Dear friends and supporters,

As 2009 draws to a close, we can survey CCDBR’s civil liberties record as well as that of the Obama administration, now in power for almost a year.

Education

We are proud to announce that our “Acting Free” program has doubled in size and will be funded for another year by the Bill of Rights Foundation (BORF). We are embarking on the third year of this educational project in conjunction with Pegasus Theater and Senn High School, where teacher Diane Piette has enlisted two (instead of the previous one) of her social science classes to write performance pieces dealing with issues related to the Bill of Rights. This will bring a total of 50-60 students – high school sophomores – into this unique program. In the spring of 2010 they will perform their work on the stage of Pegasus Theater. Coaching them on civil liberties issues is our advisory board member Christina Abraham, who has just been admitted to the bar (after DePaul law school) and continues as civil rights director at the Council on American-Islamic Relations (CAIR). Pegasus also provides a drama coach.

The 1st Amendment

We continue to take a leading role in the Coalition to End Boeing Torture Flights, which gives us an opening to attack the broader issues of torture from the local (e.g., Burge) to international levels. During one of the Coalition’s demonstrations at Boeing Headquarters this past year, a large contingent of security guards was called out with at least two German shepherds to “keep us off their property,” which they claim includes all the walkways in front of their building at river and street levels between Randolph and Washington streets. This is but a small example of the challenges which we face in making the City of Chicago live up the requirements of the First Amendment.
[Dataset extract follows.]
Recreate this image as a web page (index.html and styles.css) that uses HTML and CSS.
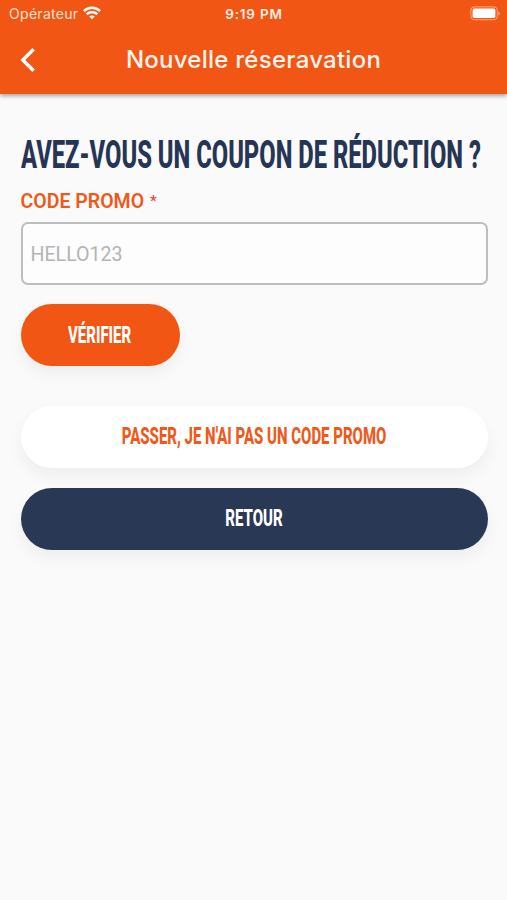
FILE: index.html
```html
<!DOCTYPE html>
<html lang="fr">

<head>
  <meta charset="UTF-8">
  <meta name="viewport" content="width=device-width, initial-scale=1.0">
  <title>Nouvelle réseravation</title>
  <link rel="stylesheet" href="styles.css">
</head>

<body>
  <header class="app-header">
    <div class="status-bar">
      <div class="carrier">
        <span>Opérateur</span>
        <svg class="wifi" viewBox="0 0 18 14" width="18" height="14" fill="none" stroke="#fff" stroke-width="2.5">
          <path d="M0.9 5.1C5.5 0.7 12.5 0.7 17.1 5.1" />
          <path d="M3.6 8.3C6.8 5.4 11.2 5.4 14.4 8.3" />
          <path d="M6.2 10.5C7.8 9 10.2 9 11.8 10.5L9 13.3Z" fill="#fff" stroke="none" />
        </svg>
      </div>
      <span class="time">9:19 PM</span>
      <svg class="battery" viewBox="0 0 31 15" width="31" height="15">
        <rect x="0.9" y="0.9" width="26.4" height="12.8" rx="3.6" fill="none" stroke="#fff" stroke-opacity="0.4" stroke-width="1.2" />
        <rect x="2.6" y="2.6" width="22.8" height="9.4" rx="1.8" fill="#fff" />
        <path d="M28.4 5.2C30.4 6 30.4 8.6 28.4 9.4Z" fill="#fff" fill-opacity="0.5" />
      </svg>
    </div>
    <nav class="nav-bar">
      <svg class="back" viewBox="0 0 16 24" width="16" height="24" fill="none" stroke="#fff" stroke-width="3.5">
        <path d="M13.6 1.2L2.8 12L13.6 22.8" />
      </svg>
      <h1>Nouvelle réseravation</h1>
    </nav>
  </header>

  <main>
    <h2><span>AVEZ-VOUS UN COUPON DE RÉDUCTION ?</span></h2>
    <label class="label" for="promo">CODE PROMO <span>*</span></label>
    <input class="field" id="promo" type="text" placeholder="HELLO123">
    <button class="btn btn-check"><span>VÉRIFIER</span></button>
    <button class="btn btn-skip"><span>PASSER, JE N'AI PAS UN CODE PROMO</span></button>
    <button class="btn btn-back"><span>RETOUR</span></button>
  </main>
</body>

</html>
```
FILE: styles.css
```css
* {
  margin: 0;
  padding: 0;
  box-sizing: border-box;
}

body {
  min-height: 100vh;
  background-color: #fafafa;
  font-family: "Roboto", sans-serif;
}

.app-header {
  height: 94px;
  background-color: #f25614;
  color: #fff;
  box-shadow: 0 2px 4px rgba(0, 0, 0, 0.35);
}

.status-bar {
  display: grid;
  grid-template-columns: 1fr auto 1fr;
  align-items: center;
  height: 27px;
  padding: 0 6px 0 9px;
  font-family: "Inter", sans-serif;
  font-size: 13.5px;
}

.carrier {
  display: flex;
  align-items: center;
  gap: 5px;
  color: #ffe0d0;
  font-size: 14px;
  letter-spacing: 0.3px;
}

.carrier .wifi {
  margin-top: -2px;
}

.time {
  padding-right: 2px;
  font-weight: 600;
  color: #fff0e6;
  letter-spacing: 0.8px;
}

.battery {
  justify-self: end;
}

.nav-bar {
  display: grid;
  grid-template-columns: 16px 1fr 16px;
  align-items: center;
  height: 65px;
  padding: 0 20px;
}

.nav-bar h1 {
  font-family: "Inter", sans-serif;
  font-size: 24px;
  font-weight: 500;
  color: #fff4ec;
  letter-spacing: 0.25px;
  text-align: center;
}

main {
  display: flex;
  flex-direction: column;
  align-items: stretch;
  padding: 38px 19.5px 0 20.5px;
}

/* narrow display lettering */
h2 span,
.btn span {
  display: inline-block;
  width: max-content;
  white-space: nowrap;
  font-weight: 800;
}

h2 {
  height: 48px;
  line-height: 46px;
  font-size: 38.5px;
  color: #263554;
  overflow: hidden;
}

h2 span {
  transform: scaleX(0.617);
  transform-origin: left;
}

.label {
  margin-top: 9px;
  height: 24px;
  line-height: 24px;
  font-size: 19.5px;
  font-weight: 600;
  color: #ee5a1c;
}

.label span {
  margin-left: 1px;
  font-size: 15px;
  font-weight: 500;
  color: #f4433c;
  vertical-align: 2px;
}

.field {
  height: 63px;
  margin-top: 9px;
  padding: 1px 8px 0;
  border: 2px solid #bebebe;
  border-radius: 7px;
  background-color: #fdfdfd;
  font-family: inherit;
  font-size: 19.6px;
}

.field::placeholder {
  color: #b4b4b4;
}

.btn {
  height: 62px;
  padding-bottom: 1px;
  border: none;
  border-radius: 31px;
  font-family: inherit;
  font-size: 24px;
  color: #fff;
  box-shadow: 0 8px 16px rgba(0, 0, 0, 0.05);
}

.btn span {
  transform: scaleX(0.624);
}

.btn-check {
  align-self: flex-start;
  width: 159px;
  margin-top: 19px;
  background-color: #f25614;
}

.btn-skip {
  margin-top: 39.5px;
  background-color: #fff;
  color: #ee5a1c;
}

.btn-back {
  margin-top: 20px;
  background-color: #293855;
}
```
The suit against the City of Chicago, which our treasurer, Don Goldhamer, joined in filing after being arrested in Grant Park (while serving as a legal observer of a peaceful distribution of literature) during the 2006 “Taste of Chicago,”is moving forward. The issue of the improper arrest has been settled (in his favor) and the more important challenge to the constitutionality of one section of the City’s “disorderly conduct” ordinance won in the federal district court and has been appealed to the appellate court by the City. In the meantime, the Chicago police are enjoined from enforcing that section (“d”) of the ordinance. We persevere in working to enforce free assembly and protest rights in public spaces and to stop the abuse of such “disorderly conduct” laws.

The National Scene

You may recall that we sent you a list of our priorities for the new Obama administration shortly after the election, while hopes were high that the Bush era mockery of the Constitution would be quickly remedied. Sadly, at most of our board meetings we have had to address disappointments and threats to rights which reveal more continuity than change on such issues as government secrecy, extra-ordinary rendition, due process of “terror” detainees, prosecution of those who orchestrated and carried out torture, etc. We have identified as particularly threatening, President Obama’s push for indefinite preventive detention, which by definition vitiates habeas corpus and due process.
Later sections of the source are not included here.